The world-leading Zero Childhood Cancer program (ZERO) has this week received $67 million from both the Federal government and Minderoo Foundation, to help give all children and young people with cancer the greatest chance of survival.

Led by the Kids Cancer Centre at Sydney Children’s Hospital, Randwick, together with the Children’s Cancer Institute, Zero has changed the way we diagnose and treat children with the most aggressive or relapsed cancers. New funding committed by the Commonwealth Minister for Health, the Hon Greg Hunt of $54.8million together with $12.2million from Andrew and Nicola Forrest’s Minderoo Foundation will ensure Zero is expanded, and offered to all children diagnosed with cancer by 2023.

Each year, almost 1000 children and young people are diagnosed with cancer around Australia, and is unfortunately still the most common cause of death from disease.  ZERO provides treatment options for kids like Kaylee, who was diagnosed with stage 4 neuroblastoma in 2018. For 18 months she was given every treatment possible - none of which proved effective. In mid- 2019 her oncologist discovered that Kaylee’s tumours had begun to grow rapidly and she was enrolled in ZERO, where the genetic footprint of her tumours were tested and a specific mutation was discovered in her tumour’s DNA. Lorlatinib, a drug typically used to treat lung cancers, was identified in the laboratories to possibly help target Kaylee’s specific cancer cells.
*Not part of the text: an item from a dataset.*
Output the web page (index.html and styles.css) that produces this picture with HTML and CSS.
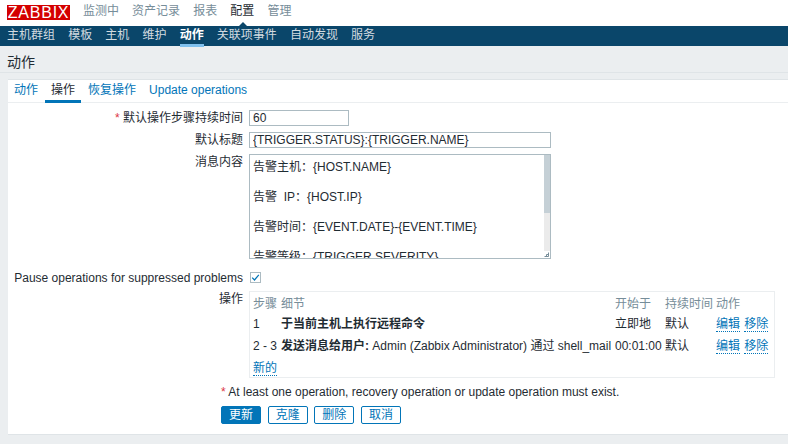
FILE: index.html
```html
<!DOCTYPE html>
<html lang="en">
<head>
    <meta charset="UTF-8">
    <meta name="viewport" content="width=device-width, initial-scale=1.0">
    <title>动作</title>
    <link rel="stylesheet" href="styles.css">
</head>
<body>
    <header class="top-bar">
        <div class="logo">ZABBIX</div>
        <nav class="top-menu">
            <a>监测中</a>
            <a>资产记录</a>
            <a>报表</a>
            <a class="current">配置</a>
            <a>管理</a>
        </nav>
    </header>
    <nav class="sub-menu">
        <a>主机群组</a>
        <a>模板</a>
        <a>主机</a>
        <a>维护</a>
        <a class="current">动作</a>
        <a>关联项事件</a>
        <a>自动发现</a>
        <a>服务</a>
    </nav>
    <h1 class="page-title">动作</h1>

    <main class="card">
        <div class="tabs">
            <a>动作</a>
            <a class="current">操作</a>
            <a>恢复操作</a>
            <a>Update operations</a>
        </div>

        <form class="form">
            <label class="label"><span class="req">*</span> 默认操作步骤持续时间</label>
            <div class="field"><input class="input short" type="text" value="60"></div>

            <label class="label">默认标题</label>
            <div class="field"><input class="input wide" type="text" value="{TRIGGER.STATUS}:{TRIGGER.NAME}"></div>

            <label class="label">消息内容</label>
            <div class="field">
                <div class="message-box">
                    <textarea class="message" spellcheck="false">告警主机：{HOST.NAME}

告警  IP：{HOST.IP}

告警时间：{EVENT.DATE}-{EVENT.TIME}

告警等级：{TRIGGER.SEVERITY}

告警信息：{TRIGGER.NAME}

告警项目：{TRIGGER.KEY1}</textarea>
                    <div class="scrollbar">
                        <div class="thumb"></div>
                        <div class="track"></div>
                        <div class="corner">
                            <svg width="6" height="7" viewBox="0 0 6 7"><path d="M4.5 1.5V5.5H0.5M4.5 3.5H2.5V5.5" fill="none" stroke="#768d99" stroke-width="1"/></svg>
                        </div>
                    </div>
                </div>
            </div>

            <label class="label pause">Pause operations for suppressed problems</label>
            <div class="field pause pause-field">
                <span class="check">
                    <svg width="9" height="9" viewBox="0 0 9 9"><path d="M1.2 4.6 3.5 7 7.8 1.8" fill="none" stroke="#0275b8" stroke-width="1.2"/></svg>
                </span>
            </div>

            <label class="label ops">操作</label>
            <div class="field">
                <table class="ops-table">
                    <thead>
                        <tr>
                            <th class="col-step">步骤</th>
                            <th class="col-detail">细节</th>
                            <th class="col-start">开始于</th>
                            <th class="col-duration">持续时间</th>
                            <th>动作</th>
                        </tr>
                    </thead>
                    <tbody>
                        <tr class="row-one">
                            <td>1</td>
                            <td><b>于当前主机上执行远程命令</b></td>
                            <td>立即地</td>
                            <td>默认</td>
                            <td><a class="link">编辑</a> <a class="link">移除</a></td>
                        </tr>
                        <tr class="row-two">
                            <td>2 - 3</td>
                            <td><b>发送消息给用户:</b> Admin (Zabbix Administrator) 通过 shell_mail</td>
                            <td>00:01:00</td>
                            <td>默认</td>
                            <td><a class="link">编辑</a> <a class="link">移除</a></td>
                        </tr>
                        <tr class="row-new">
                            <td colspan="5"><a class="link">新的</a></td>
                        </tr>
                    </tbody>
                </table>
            </div>
        </form>

        <p class="note"><span class="req">*</span> At least one operation, recovery operation or update operation must exist.</p>
        <div class="buttons">
            <button class="btn primary" type="button">更新</button>
            <button class="btn" type="button">克隆</button>
            <button class="btn" type="button">删除</button>
            <button class="btn" type="button">取消</button>
        </div>
    </main>
</body>
</html>
```
FILE: styles.css
```css
body {
    margin: 0;
    height: 444px;
    overflow: hidden;
    background-color: #ebeef0;
    color: #1f2c33;
    font-family: "Liberation Sans", "Noto Sans CJK SC", sans-serif;
    font-size: 12px;
}

.top-bar {
    display: flex;
    align-items: center;
    height: 26px;
    padding-left: 7px;
    background-color: #fff;
}
.logo {
    width: 63px;
    height: 15px;
    margin-top: -2px;
    background-color: #d40000;
    color: #fff;
    font-size: 16px;
    line-height: 15px;
    letter-spacing: 0.8px;
    text-align: center;
}
.top-menu {
    display: flex;
    gap: 13.1px;
    margin-left: 13px;
    margin-top: -7px;
    color: #768d99;
}
.top-menu a {
    position: relative;
}
.top-menu .current {
    color: #1f2c33;
}
.top-menu .current::after {
    content: "";
    position: absolute;
    left: 8px;
    top: 21px;
    border: 5px solid transparent;
    border-top: 0;
    border-bottom-color: #0a466a;
}

.sub-menu {
    display: flex;
    gap: 13.15px;
    height: 20px;
    padding-left: 7px;
    background-color: #0a466a;
    color: #d3dbe0;
    line-height: 18px;
}
.sub-menu a {
    height: 18px;
}
.sub-menu .current {
    border-bottom: 3px solid #7fc0ee;
    color: #fff;
    font-weight: bold;
}

.page-title {
    height: 26px;
    margin: 0 0 6px;
    padding-left: 7px;
    border-bottom: 1px solid #dfe4e7;
    font-size: 14px;
    font-weight: normal;
    line-height: 32px;
}

.card {
    height: 354px;
    margin-left: 8px;
    background-color: #fff;
    border-top: 1px solid #dfe4e7;
    border-bottom: 1px solid #dfe4e7;
}

.tabs {
    display: flex;
    height: 22px;
    border-bottom: 1px solid #ebeef0;
    color: #0275b8;
    line-height: 20px;
}
.tabs a {
    height: 20px;
    padding: 0 6px;
    margin-right: 1px;
}
.tabs .current {
    border-bottom: 3px solid #0275b8;
    color: #1f2c33;
}

.form {
    display: grid;
    grid-template-columns: 235px 1fr;
    column-gap: 6px;
    padding-top: 7px;
}
.label {
    text-align: right;
    line-height: 15px;
    padding-top: 1px;
}
.req {
    color: #dc3545;
}
.field {
    margin-bottom: 6px;
}
.input {
    display: block;
    box-sizing: border-box;
    height: 16px;
    padding: 0 3px;
    border: 1px solid #acbbc2;
    color: #1f2c33;
    font: inherit;
}
.short {
    width: 100px;
}
.wide {
    width: 302px;
}

.message-box {
    display: flex;
    box-sizing: border-box;
    width: 302px;
    height: 105px;
    border: 1px solid #acbbc2;
}
.message {
    flex: 1;
    padding: 5px 3px 0;
    border: 0;
    outline: 0;
    color: #1f2c33;
    font: inherit;
    line-height: 15px;
    overflow: hidden;
    resize: none;
}
.scrollbar {
    display: flex;
    flex-direction: column;
    width: 6px;
}
.thumb {
    height: 58px;
    background-color: #c5d0d6;
}
.track {
    flex: 1;
    background-color: #ebebeb;
}
.corner {
    height: 7px;
    background-color: #fff;
}
.corner svg {
    display: block;
}

.pause {
    box-sizing: border-box;
    height: 23px;
    margin-top: 3px;
    margin-bottom: 0;
    padding-top: 3px;
    white-space: nowrap;
}
.pause-field {
    padding-top: 4px;
}
.check {
    display: flex;
    align-items: center;
    justify-content: center;
    box-sizing: border-box;
    width: 11px;
    height: 11px;
    margin-left: 1px;
    border: 1px solid #acbbc2;
}

.ops-table {
    box-sizing: border-box;
    width: 526px;
    height: 87px;
    border: 1px solid #ebeef0;
    border-collapse: separate;
    border-spacing: 0;
    table-layout: fixed;
}
.ops-table th,
.ops-table td {
    padding: 0 0 0 3px;
    text-align: left;
    white-space: nowrap;
    line-height: 15px;
}
.ops-table th {
    height: 19px;
    padding-top: 3px;
    color: #768d99;
    font-weight: normal;
}
.row-one td {
    height: 20px;
}
.row-two td {
    height: 25px;
}
.row-new td {
    height: 18px;
}
.col-step {
    width: 25px;
}
.col-detail {
    width: 331px;
}
.col-start {
    width: 47px;
}
.col-duration {
    width: 48px;
}
.link {
    color: #0275b8;
    border-bottom: 1px dotted #0275b8;
}
.link + .link {
    margin-left: 1px;
}

.note {
    margin: 1px 0 0 213px;
    line-height: 15px;
}
.buttons {
    display: flex;
    gap: 6.67px;
    margin: 6px 0 0 213px;
}
.btn {
    box-sizing: border-box;
    width: 40px;
    height: 18px;
    padding: 0;
    border: 1px solid #0275b8;
    border-radius: 2px;
    background-color: #fff;
    color: #0275b8;
    font: inherit;
    line-height: 15px;
}
.primary {
    background-color: #0275b8;
    color: #fff;
}
```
Every child deserves something like this, it's so needed and it makes everything so much easier, it works like a miracle. - Kaylee


The funding boost will also support the development of a comprehensive genomic databank of each patient’s healthy and cancer cells which will allow researchers to better understand the causes of childhood cancer, identify genetic markers that may help predict those at risk of the disease, and increase the ability to make better informed treatment recommendations. By enabling all children access early in their cancer journey, the program aims to reduce the chance of relapse.

Few can appreciate the importance of this program the way that Prof Tracey O’Brien, Director of the Kids Cancer Centre does, specialists like her must deliver the devastating news to families that treatment has failed and there are no other options for their precious child. Prof O’Brien says that this investment will allow doctors to embed the latest, cutting-edge cancer research into the best hospital care;

Soon, every child with cancer in this country will get tomorrow’s care today, and their best possible chance at cure. No child should die of cancer and that’s the ultimate aim of the Zero Childhood Cancer precision medicine program. - Prof Tracey O'Brien.

Built on a collaborative network of all eight children’s hospitals in Australia and 22 international research partners, the first ZERO national clinical trial for children with aggressive cancer was launched in September 2017. The results have been remarkable with over 300 children enrolled, and potential personalised treatment recommendations made for more than 70% of the children, which are now being reported to the children’s treating doctors within eight weeks on average. For the first group of children with clinical follow up who have received the recommended treatment plans, 50% have had a complete or partial response, or their disease has been stabilised. In addition, the findings from ZERO have led directly or indirectly to the opening of 23 new clinical trials for children with cancer in Australia.